• [DATA FOR PROCESSING]

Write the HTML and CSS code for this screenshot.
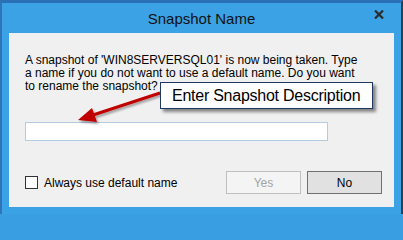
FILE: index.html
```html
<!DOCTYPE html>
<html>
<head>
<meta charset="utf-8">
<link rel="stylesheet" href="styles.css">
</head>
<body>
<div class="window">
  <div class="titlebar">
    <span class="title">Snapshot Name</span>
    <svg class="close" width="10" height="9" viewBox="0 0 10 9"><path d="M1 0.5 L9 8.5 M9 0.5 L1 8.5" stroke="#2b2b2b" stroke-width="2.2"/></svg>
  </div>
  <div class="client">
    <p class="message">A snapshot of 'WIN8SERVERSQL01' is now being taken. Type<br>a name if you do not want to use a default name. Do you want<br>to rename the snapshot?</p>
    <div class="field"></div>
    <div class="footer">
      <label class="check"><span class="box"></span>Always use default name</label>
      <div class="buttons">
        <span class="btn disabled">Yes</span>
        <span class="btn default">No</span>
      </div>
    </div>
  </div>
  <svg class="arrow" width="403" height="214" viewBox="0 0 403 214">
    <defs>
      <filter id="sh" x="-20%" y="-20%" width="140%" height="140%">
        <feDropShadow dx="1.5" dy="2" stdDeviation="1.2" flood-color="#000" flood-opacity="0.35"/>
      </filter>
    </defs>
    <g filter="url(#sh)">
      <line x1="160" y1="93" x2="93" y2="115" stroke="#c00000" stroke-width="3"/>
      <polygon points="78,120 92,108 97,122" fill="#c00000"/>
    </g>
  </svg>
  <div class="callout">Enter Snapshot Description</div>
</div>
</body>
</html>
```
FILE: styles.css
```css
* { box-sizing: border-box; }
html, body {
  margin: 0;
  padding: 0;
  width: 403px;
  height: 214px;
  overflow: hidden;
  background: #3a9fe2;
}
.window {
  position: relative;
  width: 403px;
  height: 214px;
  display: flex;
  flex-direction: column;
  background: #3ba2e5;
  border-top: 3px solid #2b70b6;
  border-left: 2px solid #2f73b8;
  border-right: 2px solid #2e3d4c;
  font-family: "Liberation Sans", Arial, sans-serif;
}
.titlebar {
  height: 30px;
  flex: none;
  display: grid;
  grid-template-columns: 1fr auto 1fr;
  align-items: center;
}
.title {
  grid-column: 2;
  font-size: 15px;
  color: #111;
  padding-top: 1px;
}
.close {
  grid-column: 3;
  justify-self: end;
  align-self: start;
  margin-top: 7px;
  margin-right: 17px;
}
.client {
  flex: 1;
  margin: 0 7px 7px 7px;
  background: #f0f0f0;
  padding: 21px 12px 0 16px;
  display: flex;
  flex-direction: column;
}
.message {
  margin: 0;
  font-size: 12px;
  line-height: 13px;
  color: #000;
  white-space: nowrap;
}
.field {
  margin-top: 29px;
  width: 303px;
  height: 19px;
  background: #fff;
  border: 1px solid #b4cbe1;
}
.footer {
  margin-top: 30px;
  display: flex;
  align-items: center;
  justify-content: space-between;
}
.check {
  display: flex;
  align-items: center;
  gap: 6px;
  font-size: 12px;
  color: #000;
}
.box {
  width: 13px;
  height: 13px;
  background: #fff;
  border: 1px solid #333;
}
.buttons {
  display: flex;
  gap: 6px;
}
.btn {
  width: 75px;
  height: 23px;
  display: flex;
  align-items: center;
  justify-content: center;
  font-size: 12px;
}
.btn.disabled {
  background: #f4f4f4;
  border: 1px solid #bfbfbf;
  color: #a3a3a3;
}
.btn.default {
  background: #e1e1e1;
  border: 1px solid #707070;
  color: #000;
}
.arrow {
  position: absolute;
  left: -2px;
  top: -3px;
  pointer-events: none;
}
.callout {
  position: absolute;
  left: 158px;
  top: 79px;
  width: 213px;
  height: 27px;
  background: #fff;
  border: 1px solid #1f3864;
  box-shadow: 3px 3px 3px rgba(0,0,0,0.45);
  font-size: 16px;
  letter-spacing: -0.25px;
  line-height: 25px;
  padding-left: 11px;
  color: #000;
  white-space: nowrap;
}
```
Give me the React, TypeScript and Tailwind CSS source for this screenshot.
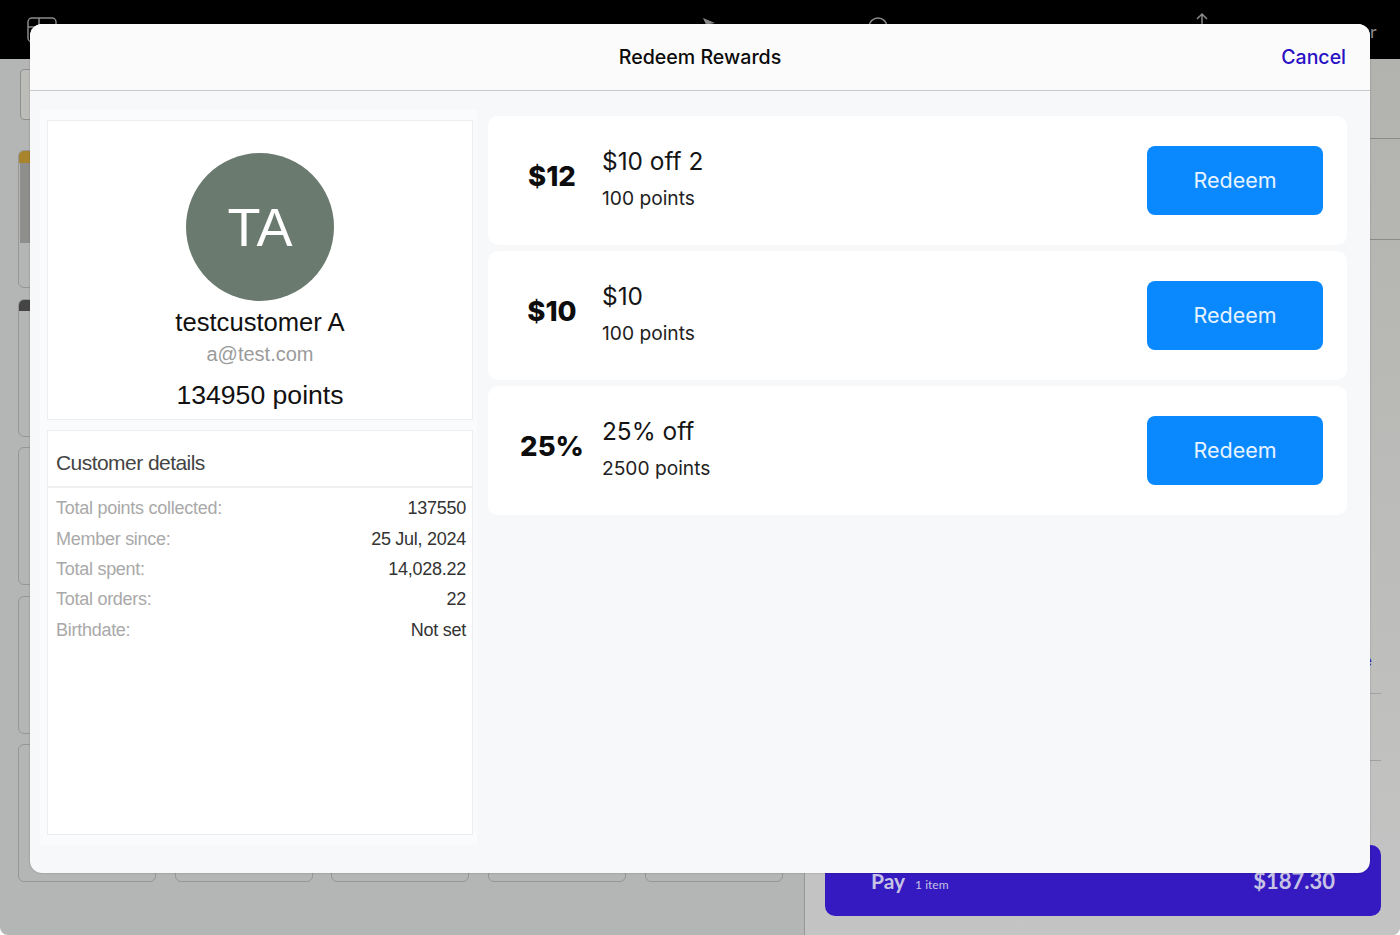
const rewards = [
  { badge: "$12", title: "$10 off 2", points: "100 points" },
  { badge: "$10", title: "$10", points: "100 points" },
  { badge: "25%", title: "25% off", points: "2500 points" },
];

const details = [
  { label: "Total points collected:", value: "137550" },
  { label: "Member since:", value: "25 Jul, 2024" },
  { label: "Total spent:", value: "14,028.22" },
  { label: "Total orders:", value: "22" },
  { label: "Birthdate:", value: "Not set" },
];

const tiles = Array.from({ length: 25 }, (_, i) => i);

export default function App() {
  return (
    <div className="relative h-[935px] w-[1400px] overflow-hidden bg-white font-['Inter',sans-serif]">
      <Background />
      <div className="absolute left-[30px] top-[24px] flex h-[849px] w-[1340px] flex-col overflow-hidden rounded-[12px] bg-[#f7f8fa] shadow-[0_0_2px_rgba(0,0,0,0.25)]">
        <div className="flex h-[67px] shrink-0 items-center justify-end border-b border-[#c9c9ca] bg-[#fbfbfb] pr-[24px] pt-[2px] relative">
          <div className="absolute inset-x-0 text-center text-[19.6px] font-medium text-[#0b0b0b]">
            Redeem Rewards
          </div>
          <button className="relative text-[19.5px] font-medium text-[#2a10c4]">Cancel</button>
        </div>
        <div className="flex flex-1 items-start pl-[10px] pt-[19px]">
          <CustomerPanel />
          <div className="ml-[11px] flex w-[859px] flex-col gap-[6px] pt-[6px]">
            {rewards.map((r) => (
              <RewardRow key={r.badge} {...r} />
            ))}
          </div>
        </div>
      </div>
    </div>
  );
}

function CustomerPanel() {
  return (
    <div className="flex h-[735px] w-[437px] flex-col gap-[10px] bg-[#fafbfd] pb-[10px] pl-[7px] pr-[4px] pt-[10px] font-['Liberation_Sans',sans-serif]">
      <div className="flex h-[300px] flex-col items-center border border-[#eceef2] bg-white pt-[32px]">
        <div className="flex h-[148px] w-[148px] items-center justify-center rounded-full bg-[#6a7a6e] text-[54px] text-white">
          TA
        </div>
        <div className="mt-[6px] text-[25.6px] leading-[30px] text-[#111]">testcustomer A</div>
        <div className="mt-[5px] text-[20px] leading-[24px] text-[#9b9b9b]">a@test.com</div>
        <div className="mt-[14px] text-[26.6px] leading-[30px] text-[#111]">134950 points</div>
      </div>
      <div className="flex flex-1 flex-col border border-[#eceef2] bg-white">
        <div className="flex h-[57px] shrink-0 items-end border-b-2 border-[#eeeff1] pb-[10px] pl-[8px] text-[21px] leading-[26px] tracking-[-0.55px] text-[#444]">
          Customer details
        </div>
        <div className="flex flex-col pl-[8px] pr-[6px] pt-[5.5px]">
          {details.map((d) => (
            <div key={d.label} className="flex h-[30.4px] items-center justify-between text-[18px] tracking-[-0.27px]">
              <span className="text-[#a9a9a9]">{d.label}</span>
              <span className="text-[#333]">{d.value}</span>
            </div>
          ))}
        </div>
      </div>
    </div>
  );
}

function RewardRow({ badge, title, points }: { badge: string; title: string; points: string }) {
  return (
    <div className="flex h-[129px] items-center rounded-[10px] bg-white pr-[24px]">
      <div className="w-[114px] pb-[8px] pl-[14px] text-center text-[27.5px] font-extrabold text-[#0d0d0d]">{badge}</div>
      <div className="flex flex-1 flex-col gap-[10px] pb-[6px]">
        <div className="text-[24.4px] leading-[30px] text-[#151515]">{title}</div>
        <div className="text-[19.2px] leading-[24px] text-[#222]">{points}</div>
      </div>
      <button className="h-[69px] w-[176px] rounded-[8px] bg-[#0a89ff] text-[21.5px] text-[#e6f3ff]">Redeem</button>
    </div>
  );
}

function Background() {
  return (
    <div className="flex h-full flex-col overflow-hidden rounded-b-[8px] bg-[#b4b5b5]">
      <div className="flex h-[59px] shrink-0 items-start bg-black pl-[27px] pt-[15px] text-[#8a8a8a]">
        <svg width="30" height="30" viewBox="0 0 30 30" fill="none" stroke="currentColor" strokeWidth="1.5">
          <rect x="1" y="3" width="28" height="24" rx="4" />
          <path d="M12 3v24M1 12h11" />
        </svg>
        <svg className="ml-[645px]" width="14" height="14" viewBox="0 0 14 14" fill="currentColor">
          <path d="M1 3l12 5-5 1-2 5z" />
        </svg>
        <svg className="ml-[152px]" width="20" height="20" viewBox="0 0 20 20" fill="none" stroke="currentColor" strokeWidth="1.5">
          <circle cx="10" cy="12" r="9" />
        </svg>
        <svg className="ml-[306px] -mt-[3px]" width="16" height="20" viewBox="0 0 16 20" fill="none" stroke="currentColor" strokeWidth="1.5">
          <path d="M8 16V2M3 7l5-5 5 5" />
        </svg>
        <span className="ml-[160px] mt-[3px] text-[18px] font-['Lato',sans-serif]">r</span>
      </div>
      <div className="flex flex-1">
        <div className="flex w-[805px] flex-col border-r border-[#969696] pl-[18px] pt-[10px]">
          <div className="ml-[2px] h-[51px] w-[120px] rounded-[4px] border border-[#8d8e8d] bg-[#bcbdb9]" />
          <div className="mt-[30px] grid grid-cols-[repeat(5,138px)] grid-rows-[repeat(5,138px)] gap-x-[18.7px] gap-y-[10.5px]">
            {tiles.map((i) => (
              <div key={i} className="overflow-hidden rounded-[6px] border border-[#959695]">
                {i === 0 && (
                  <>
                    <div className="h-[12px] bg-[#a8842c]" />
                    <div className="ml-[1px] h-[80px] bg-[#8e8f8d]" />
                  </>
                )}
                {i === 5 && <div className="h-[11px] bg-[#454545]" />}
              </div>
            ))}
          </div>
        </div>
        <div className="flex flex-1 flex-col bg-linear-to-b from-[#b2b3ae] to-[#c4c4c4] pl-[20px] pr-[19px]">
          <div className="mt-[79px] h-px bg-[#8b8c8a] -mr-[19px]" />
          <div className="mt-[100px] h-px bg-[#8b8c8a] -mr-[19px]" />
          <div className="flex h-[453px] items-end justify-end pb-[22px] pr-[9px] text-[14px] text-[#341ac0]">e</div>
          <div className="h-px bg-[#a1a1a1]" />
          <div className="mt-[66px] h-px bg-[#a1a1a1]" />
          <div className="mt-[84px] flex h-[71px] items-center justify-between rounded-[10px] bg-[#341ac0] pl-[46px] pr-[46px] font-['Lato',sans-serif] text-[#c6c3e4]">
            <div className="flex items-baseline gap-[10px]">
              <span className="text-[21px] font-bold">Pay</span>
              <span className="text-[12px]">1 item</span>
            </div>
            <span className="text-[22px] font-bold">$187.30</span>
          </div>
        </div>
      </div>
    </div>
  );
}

• [WORK TO BE COMPLETED] Look through the entries above for the word "this". Copy every line where it shows up.

• [SOLUTION]
Write the HTML and CSS code for this screenshot.
Give me the React, TypeScript and Tailwind CSS source for this screenshot.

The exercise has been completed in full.